Just wondering because it may make more sense to run it high.. then turn it off when I am comfortable enough, then run it high again. I have a 99 SL1 and the compressor basically completely kills its power, and in the 2013 it idles rougher with the AC on so I like to minimize use as much as possible.


Thanks,


there are two types of compressors, clutch cycling and variable displacement.

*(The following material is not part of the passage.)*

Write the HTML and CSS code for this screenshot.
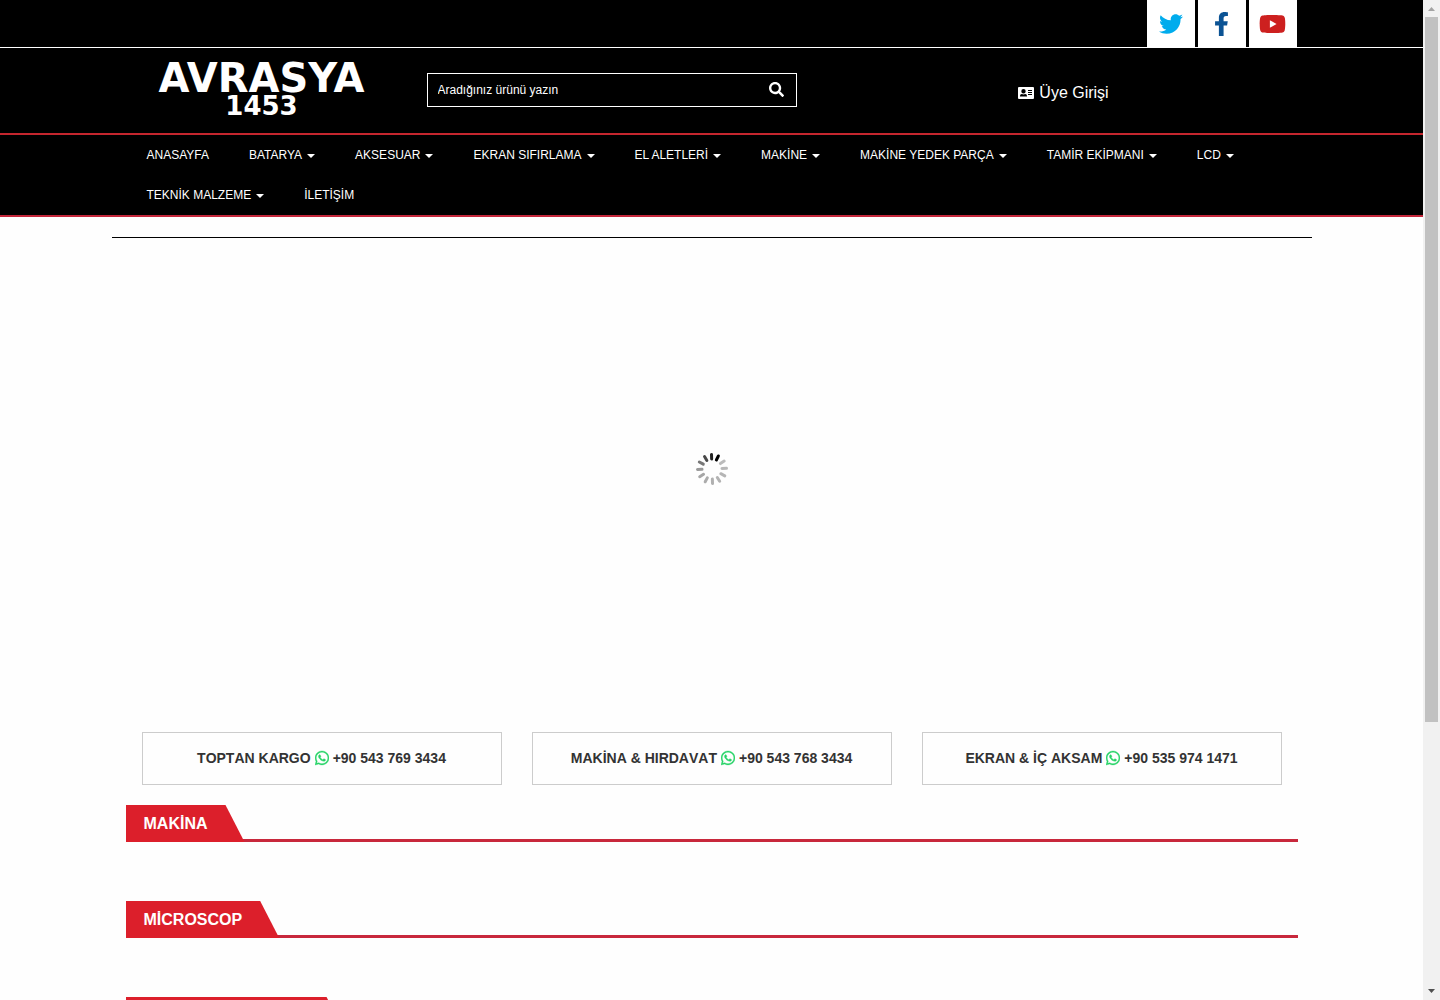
FILE: index.html
```html
<!DOCTYPE html>
<html lang="tr">
<head>
<meta charset="utf-8">
<meta name="viewport" content="width=device-width, initial-scale=1">
<title>Avrasya 1453</title>
<link rel="stylesheet" href="styles.css">
</head>
<body>
<svg class="defs" aria-hidden="true">
  <symbol id="whatsapp" viewBox="0 0 448 512"><path d="M380.9 97.1C339 55.1 283.2 32 223.9 32c-122.4 0-222 99.6-222 222 0 39.1 10.2 77.3 29.6 111L0 480l117.7-30.9c32.4 17.7 68.9 27 106.1 27h.1c122.3 0 224.1-99.6 224.1-222 0-59.3-25.200-115-67.100-157zm-157 341.600c-33.200 0-65.700-8.900-94-25.700l-6.700-4-69.800 18.300L72 359.200l-4.400-7c-18.500-29.400-28.200-63.300-28.200-98.200 0-101.700 82.800-184.500 184.600-184.500 49.300 0 95.600 19.200 130.400 54.100 34.800 34.900 56.200 81.200 56.100 130.500 0 101.800-84.900 184.600-186.600 184.600zm101.200-138.200c-5.500-2.800-32.800-16.200-37.900-18-5.100-1.900-8.800-2.800-12.500 2.800-3.700 5.600-14.300 18-17.600 21.800-3.200 3.700-6.500 4.200-12 1.400-32.600-16.300-54-29.100-75.500-66-5.700-9.800 5.700-9.100 16.300-30.300 1.800-3.700.9-6.900-.5-9.700-1.400-2.800-12.500-30.100-17.100-41.200-4.500-10.800-9.100-9.300-12.500-9.500-3.200-.2-6.900-.2-10.600-.2-3.700 0-9.700 1.400-14.800 6.900-5.100 5.600-19.400 19-19.400 46.300 0 27.300 19.900 53.700 22.600 57.400 2.800 3.700 39.100 59.700 94.800 83.800 35.200 15.200 49 16.500 66.600 13.900 10.700-1.600 32.800-13.400 37.400-26.400 4.600-13 4.600-24.100 3.200-26.400-1.300-2.500-5-3.900-10.500-6.600z"/></symbol>
</svg>
<div class="window">
  <div class="page">
    <div class="topbar">
      <div class="container social">
        <a href="#" class="social-link twitter" aria-label="Twitter"><svg width="24" height="24" viewBox="0 0 512 512"><path d="M459.370 151.716c.325 4.548.325 9.097.325 13.645 0 138.720-105.583 298.558-298.558 298.558-59.452 0-114.680-17.219-161.137-47.106 8.447.974 16.568 1.299 25.340 1.299 49.055 0 94.213-16.568 130.274-44.832-46.132-.975-84.792-31.188-98.112-72.772 6.498.974 12.995 1.624 19.818 1.624 9.421 0 18.843-1.300 27.614-3.573-48.081-9.747-84.143-51.980-84.143-102.985v-1.299c13.969 7.797 30.214 12.670 47.431 13.319-28.264-18.843-46.781-51.005-46.781-87.391 0-19.492 5.197-37.360 14.294-52.954 51.655 63.675 129.300 105.258 216.365 109.807-1.624-7.797-2.599-15.918-2.599-24.040 0-57.828 46.782-104.934 104.934-104.934 30.213 0 57.502 12.670 76.670 33.137 23.715-4.548 46.456-13.320 66.599-25.340-7.798 24.366-24.366 44.833-46.132 57.827 21.117-2.273 41.584-8.122 60.426-16.243-14.292 20.791-32.161 39.308-52.628 54.253z"/></svg></a>
        <a href="#" class="social-link facebook" aria-label="Facebook"><svg width="15" height="24" viewBox="0 0 320 512"><path d="M279.140 288l14.220-92.660h-88.910v-60.130c0-25.350 12.420-50.060 52.240-50.060h40.420V6.260S260.430 0 225.360 0c-73.220 0-121.080 44.380-121.080 124.720v70.620H22.890V288h81.390v224h100.170V288z"/></svg></a>
        <a href="#" class="social-link youtube" aria-label="YouTube"><svg width="27" height="24" viewBox="0 0 576 512"><path d="M549.655 124.083c-6.281-23.650-24.787-42.276-48.284-48.597C458.781 64 288 64 288 64S117.220 64 74.629 75.486c-23.497 6.322-42.003 24.947-48.284 48.597-11.412 42.867-11.412 132.305-11.412 132.305s0 89.438 11.412 132.305c6.281 23.650 24.787 41.500 48.284 47.821C117.220 448 288 448 288 448s170.780 0 213.371-11.486c23.497-6.321 42.003-24.171 48.284-47.821 11.412-42.867 11.412-132.305 11.412-132.305s0-89.438-11.412-132.305zm-317.510 213.508V175.185l142.739 81.205-142.739 81.201z"/></svg></a>
      </div>
    </div>
    <header class="header">
      <div class="container header-grid">
        <a href="#" class="logo"><span class="logo-name">AVRASYA</span><span class="logo-year">1453</span></a>
        <form class="search">
          <input class="search-input" type="text" placeholder="Aradığınız ürünü yazın" aria-label="Aradığınız ürünü yazın">
          <button class="search-button" type="button" aria-label="Ara"><svg width="15" height="15" viewBox="0 0 512 512"><path d="M505 442.700L405.300 343c-4.500-4.500-10.600-7-17-7H372c27.600-35.300 44-79.700 44-128C416 93.100 322.900 0 208 0S0 93.100 0 208s93.100 208 208 208c48.300 0 92.700-16.400 128-44v16.300c0 6.400 2.500 12.500 7 17l99.700 99.700c9.400 9.400 24.600 9.400 33.900 0l28.300-28.300c9.400-9.400 9.400-24.600.1-34zM208 336c-70.700 0-128-57.200-128-128 0-70.700 57.200-128 128-128 70.700 0 128 57.200 128 128 0 70.700-57.200 128-128 128z"/></svg></button>
        </form>
        <a href="#" class="login"><svg width="16" height="12" viewBox="0 0 16 12"><path fill-rule="evenodd" d="M1 0h14q1 0 1 1v10q0 1-1 1H1q-1 0-1-1V1q0-1 1-1zM5.500 2a2.200 2.200 0 1 0 0 4.400 2.200 2.200 0 0 0 0-4.400zM3.800 7Q2 7.200 2 9v.6h7V9q0-1.800-1.800-2-1.700.8-3.400 0zM10 3v1h4V3zM10 5v1h4V5zM10 7v1h4V7z"/></svg>Üye Girişi</a>
      </div>
    </header>
    <nav class="nav">
      <ul class="container menu">
        <li><a href="#">ANASAYFA</a></li>
        <li><a href="#" class="drop">BATARYA</a></li>
        <li><a href="#" class="drop">AKSESUAR</a></li>
        <li><a href="#" class="drop">EKRAN SIFIRLAMA</a></li>
        <li><a href="#" class="drop">EL ALETLERİ</a></li>
        <li><a href="#" class="drop">MAKİNE</a></li>
        <li><a href="#" class="drop">MAKİNE YEDEK PARÇA</a></li>
        <li><a href="#" class="drop">TAMİR EKİPMANI</a></li>
        <li><a href="#" class="drop">LCD</a></li>
        <li><a href="#" class="drop">TEKNİK MALZEME</a></li>
        <li><a href="#">İLETİŞİM</a></li>
      </ul>
    </nav>
    <main class="container main">
      <div class="slider" role="status" aria-label="Yükleniyor">
        <svg width="34" height="34" viewBox="-17 -17 34 34" stroke-width="3" stroke-linecap="round">
          <path d="M0-10V-14.500" stroke="#222" transform="rotate(-2)"/>
          <path d="M0-10V-14.500" stroke="#000" transform="rotate(26)"/>
          <path d="M0-10V-14.500" stroke="#bbb" transform="rotate(57)"/>
          <path d="M0-10V-14.500" stroke="#b8b8b8" transform="rotate(87)"/>
          <path d="M0-10V-14.500" stroke="#b5b5b5" transform="rotate(118)"/>
          <path d="M0-10V-14.500" stroke="#b3b3b3" transform="rotate(148)"/>
          <path d="M0-10V-14.500" stroke="#b0b0b0" transform="rotate(178)"/>
          <path d="M0-10V-14.500" stroke="#acacac" transform="rotate(208)"/>
          <path d="M0-10V-14.500" stroke="#a6a6a6" transform="rotate(238)"/>
          <path d="M0-10V-14.500" stroke="#999" transform="rotate(268)"/>
          <path d="M0-10V-14.500" stroke="#777" transform="rotate(299)"/>
          <path d="M0-10V-14.500" stroke="#484848" transform="rotate(329)"/>
        </svg>
      </div>
      <div class="contacts">
        <a href="#" class="contact">TOPTAN KARGO <svg class="wa" width="14" height="16"><use href="#whatsapp"/></svg> +90 543 769 3434</a>
        <a href="#" class="contact">MAKİNA &amp; HIRDAVAT <svg class="wa" width="14" height="16"><use href="#whatsapp"/></svg> +90 543 768 3434</a>
        <a href="#" class="contact">EKRAN &amp; İÇ AKSAM <svg class="wa" width="14" height="16"><use href="#whatsapp"/></svg> +90 535 974 1471</a>
      </div>
      <section class="category"><h2 class="category-title">MAKİNA</h2></section>
      <section class="category"><h2 class="category-title">MİCROSCOP</h2></section>
      <section class="category"><h2 class="category-title">TAMİR EKİPMANLARI</h2></section>
    </main>
  </div>
  <div class="scrollbar" aria-hidden="true">
    <svg width="17" height="17" viewBox="0 0 17 17" fill="#a3a3a3"><path d="M5 11h7L8.500 7z"/></svg>
    <div class="track"><div class="thumb"></div></div>
    <svg width="17" height="17" viewBox="0 0 17 17" fill="#505050"><path d="M5 6h7l-3.500 4z"/></svg>
  </div>
</div>
</body>
</html>
```
FILE: styles.css
```css
* { box-sizing: border-box; }

body {
  margin: 0;
  background: #fefefe;
  color: #333;
  font-family: "Liberation Sans", Arial, sans-serif;
  font-size: 14px;
}

a { color: inherit; text-decoration: none; }
svg { fill: currentColor; }
.scrollbar svg:first-child { fill: #a3a3a3; }
.scrollbar svg:last-child { fill: #505050; }
.defs { display: none; }

.window {
  display: grid;
  grid-template-columns: minmax(0, 1fr) 17px;
  height: 100vh;
}

.page {
  overflow-y: auto;
  scrollbar-width: none;
}

.container {
  width: 100%;
  max-width: 1200px;
  margin: 0 auto;
}

/* Top bar */
.topbar {
  background: #000;
  border-bottom: 1px solid #fff;
}

.social {
  display: flex;
  justify-content: flex-end;
  gap: 3px;
  padding: 0 15px;
}

.social-link {
  display: flex;
  align-items: center;
  justify-content: center;
  width: 48px;
  height: 47px;
  background: #fff;
}

.twitter { color: #00aced; }
.facebook { color: #0b5394; }
.youtube { color: #cd201f; }

/* Header */
.header { background: #000; color: #fff; }

.header-grid {
  display: grid;
  grid-template-columns: 3fr 4fr 5fr;
  align-items: center;
  min-height: 85px;
}

.logo {
  display: flex;
  flex-direction: column;
  align-items: center;
  font-family: "DejaVu Sans", sans-serif;
  font-weight: bold;
}

.logo-name { font-size: 40px; line-height: 30px; }
.logo-year { font-size: 26px; line-height: 26px; }

.search {
  display: flex;
  height: 34px;
  margin: 0 15px 2px;
  border: 1px solid #fff;
}

.search-input {
  flex: 1;
  min-width: 0;
  padding: 0 10px;
  border: 0;
  outline: 0;
  background: transparent;
  color: #fff;
  font: 12px "Liberation Sans", Arial, sans-serif;
}

.search-input::placeholder { color: #fff; opacity: 1; }

.search-button {
  display: flex;
  align-items: center;
  justify-content: center;
  width: 38px;
  padding: 0;
  border: 0;
  background: transparent;
  color: #fff;
  cursor: pointer;
}

.login {
  display: flex;
  align-items: center;
  justify-content: center;
  gap: 5px;
  padding: 5px 0 0 4px;
  font-size: 16px;
}

/* Navigation */
.nav {
  background: #000;
  border-top: 2px solid #c4262e;
  border-bottom: 2px solid #c4263a;
}

.menu {
  display: flex;
  flex-wrap: wrap;
  padding: 0 15px;
  list-style: none;
}

.menu a {
  display: flex;
  align-items: center;
  gap: 5px;
  padding: 0 20px;
  color: #fff;
  font-size: 12px;
  line-height: 40px;
}

.drop::after {
  content: "";
  margin-top: 2px;
  border: 4px solid transparent;
  border-top-color: #fff;
  border-bottom: 0;
}

/* Content */
.main {
  margin-top: 20px;
  border-top: 1px solid #000;
}

.slider {
  display: flex;
  align-items: center;
  justify-content: center;
  height: 462px;
}

.contacts {
  display: grid;
  grid-template-columns: repeat(3, 1fr);
  gap: 30px;
  margin: 32px 30px 20px;
}

.contact {
  display: flex;
  align-items: center;
  justify-content: center;
  gap: 4px;
  height: 53px;
  padding-bottom: 2px;
  border: 1px solid #ccc;
  font-weight: bold;
  font-kerning: none;
}

.wa { color: #25d366; stroke: currentColor; stroke-width: 12; }

.category {
  display: flex;
  margin: 0 14px 59px;
  border-bottom: 3px solid #c8283c;
}

.category-title {
  margin: 0 0 -3px;
  padding: 0 37px 0 18px;
  background: #dc1f2b;
  clip-path: polygon(0 0, calc(100% - 19px) 0, 100% 100%, 0 100%);
  color: #fff;
  font-size: 16px;
  line-height: 37px;
}

/* Window scrollbar */
.scrollbar {
  display: flex;
  flex-direction: column;
  background: #f1f1f1;
}

.track { flex: 1; padding: 0 2px; }
.thumb { height: 73%; background: #c1c1c1; }
```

for either one, the load that the compressor puts on the engine is directly proportional to the heat the refrigerant is moving from the evaporator to the condenser and how well the condenser is shedding that heat. so on a hot day with your blower on high- the most hot air is flowing over the evaporator coil to be cooled, putting the most heat in the system. now if your parked and you notice your radiator fans kick on high speed, that's because of all the heat in the refrigerant and it's unable to be shed at the condenser easily- high side pressure of the AC system is very high and that pressure difference from what the compressor is pumping is the load placed on your engine.

on a variable displacement compressor which is what most cars have now, i don't know what model years the clutch cycling got mostly phased out, the compressor varies its output (pressure) based on internal valving to keep low side pressure above 30 psi for r134a refrigerant. so when heat load is low the compressor swash plate is more flat and it's pistons pump less, when heat load is high the swash plate is angled most and the pistons pump at max capacity, as heat builds in the system and high side pressure rises, that pressure between low side and high side of what the compressor is causing is the load placed on the engine. you will never hear a normally operating variable displacement compressor clutch cycle off unless it's turned off or you're low on refrigerant and the clutch is tripped by the low pressure sensor.

in a clutch cycling orifice tube system, when it does cycle off under normal conditions that's because the heat load on the system is very low causing that so just prior to it cycling off the compressor is placing the least amount of load on the engine it could be.

and in either case a blower setting on low vs high puts less mass heat flow over the evaporator coil = less heat put into refrigerant = lower system pressure = less load on engine regardless of outside temperature.
 
I learned to drive in a '82 Corolla station wagon with AT. With the AC on I often wondered if I could get up certain hills. At stoplights the AC quit running until you gave it some gas. That little car was tough, but very unpleasant to drive.
 
Sounds like my Dad's old Corona. The AC clunked on and half your HP vanished!

At least it was cold. But the constant vibe and cutting in and out was annoying as the dickens...
 
My old '98 Cavalier had a 2.2L OHV w/ 3-speed AT and the A/C button was a turbo button. I remember reaching over and hitting that button all the time when I was driving to school or work in Las Vegas. Also made it vibrate a lot at idle. I think it was literally a 20-21 second 0-60 vs. 14 or 15 seconds. It was horrible. I wished it had a WOT cutout.